-------- Raw data

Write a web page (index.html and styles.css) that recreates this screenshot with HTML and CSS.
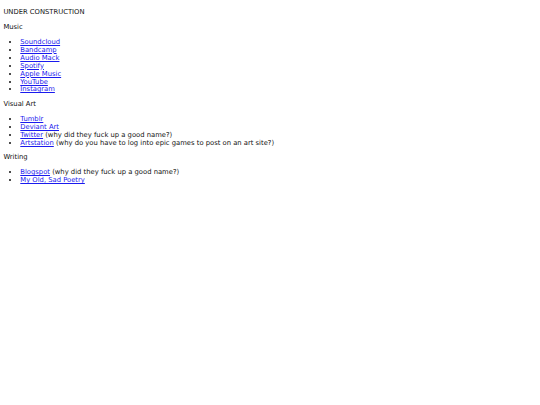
FILE: index.html
```html
<!DOCTYPE html>
<html>
<head>
<meta charset="utf-8">
<title>Under Construction</title>
<link rel="stylesheet" href="styles.css">
</head>
<body>
<p class="para">UNDER CONSTRUCTION</p>
<p class="para">Music</p>
<ul class="list">
<li><a class="link" href="#">Soundcloud</a></li>
<li><a class="link" href="#">Bandcamp</a></li>
<li><a class="link" href="#">Audio Mack</a></li>
<li><a class="link" href="#">Spotify</a></li>
<li><a class="link" href="#">Apple Music</a></li>
<li><a class="link" href="#">YouTube</a></li>
<li><a class="link" href="#">Instagram</a></li>
</ul>
<p class="para">Visual Art</p>
<ul class="list">
<li><a class="link" href="#">Tumblr</a></li>
<li><a class="link" href="#">Deviant Art</a></li>
<li><a class="link" href="#">Twitter</a> (why did they fuck up a good name?)</li>
<li><a class="link" href="#">Artstation</a> (why do you have to log into epic games to post on an art site?)</li>
</ul>
<p class="para">Writing</p>
<ul class="list">
<li><a class="link" href="#">Blogspot</a> (why did they fuck up a good name?)</li>
<li><a class="link" href="#">My Old, Sad Poetry</a></li>
</ul>
</body>
</html>
```
FILE: styles.css
```css
html {
  background: #ffffff;
}
body {
  margin: 0;
  padding: 2.6px 3.4px 0;
  font-family: "DejaVu Sans", Verdana, sans-serif;
  font-size: 6.8px;
  line-height: 7.95px;
  color: #111111;
}
.para {
  margin: 6.75px 0;
}
.list {
  margin: 6.75px 0;
  padding-left: 16.9px;
}
.link {
  color: #1a1aee;
  text-decoration: underline;
}
```
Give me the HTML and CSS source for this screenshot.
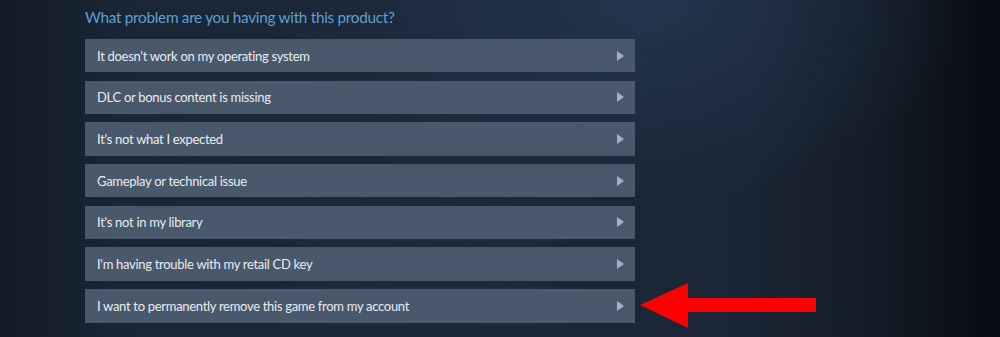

----------------

[Exercise brief]
Retype each line of the listing above word for word. Exclude the pictures.

[The response]
Write a web page (index.html and styles.css) that recreates this screenshot with HTML and CSS.
FILE: index.html
```html
<!DOCTYPE html>
<html>
<head>
<meta charset="utf-8">
<title>Under Construction</title>
<link rel="stylesheet" href="styles.css">
</head>
<body>
<p class="para">UNDER CONSTRUCTION</p>
<p class="para">Music</p>
<ul class="list">
<li><a class="link" href="#">Soundcloud</a></li>
<li><a class="link" href="#">Bandcamp</a></li>
<li><a class="link" href="#">Audio Mack</a></li>
<li><a class="link" href="#">Spotify</a></li>
<li><a class="link" href="#">Apple Music</a></li>
<li><a class="link" href="#">YouTube</a></li>
<li><a class="link" href="#">Instagram</a></li>
</ul>
<p class="para">Visual Art</p>
<ul class="list">
<li><a class="link" href="#">Tumblr</a></li>
<li><a class="link" href="#">Deviant Art</a></li>
<li><a class="link" href="#">Twitter</a> (why did they fuck up a good name?)</li>
<li><a class="link" href="#">Artstation</a> (why do you have to log into epic games to post on an art site?)</li>
</ul>
<p class="para">Writing</p>
<ul class="list">
<li><a class="link" href="#">Blogspot</a> (why did they fuck up a good name?)</li>
<li><a class="link" href="#">My Old, Sad Poetry</a></li>
</ul>
</body>
</html>
```
FILE: styles.css
```css
html {
  background: #ffffff;
}
body {
  margin: 0;
  padding: 2.6px 3.4px 0;
  font-family: "DejaVu Sans", Verdana, sans-serif;
  font-size: 6.8px;
  line-height: 7.95px;
  color: #111111;
}
.para {
  margin: 6.75px 0;
}
.list {
  margin: 6.75px 0;
  padding-left: 16.9px;
}
.link {
  color: #1a1aee;
  text-decoration: underline;
}
```
Give me the HTML and CSS source for this screenshot.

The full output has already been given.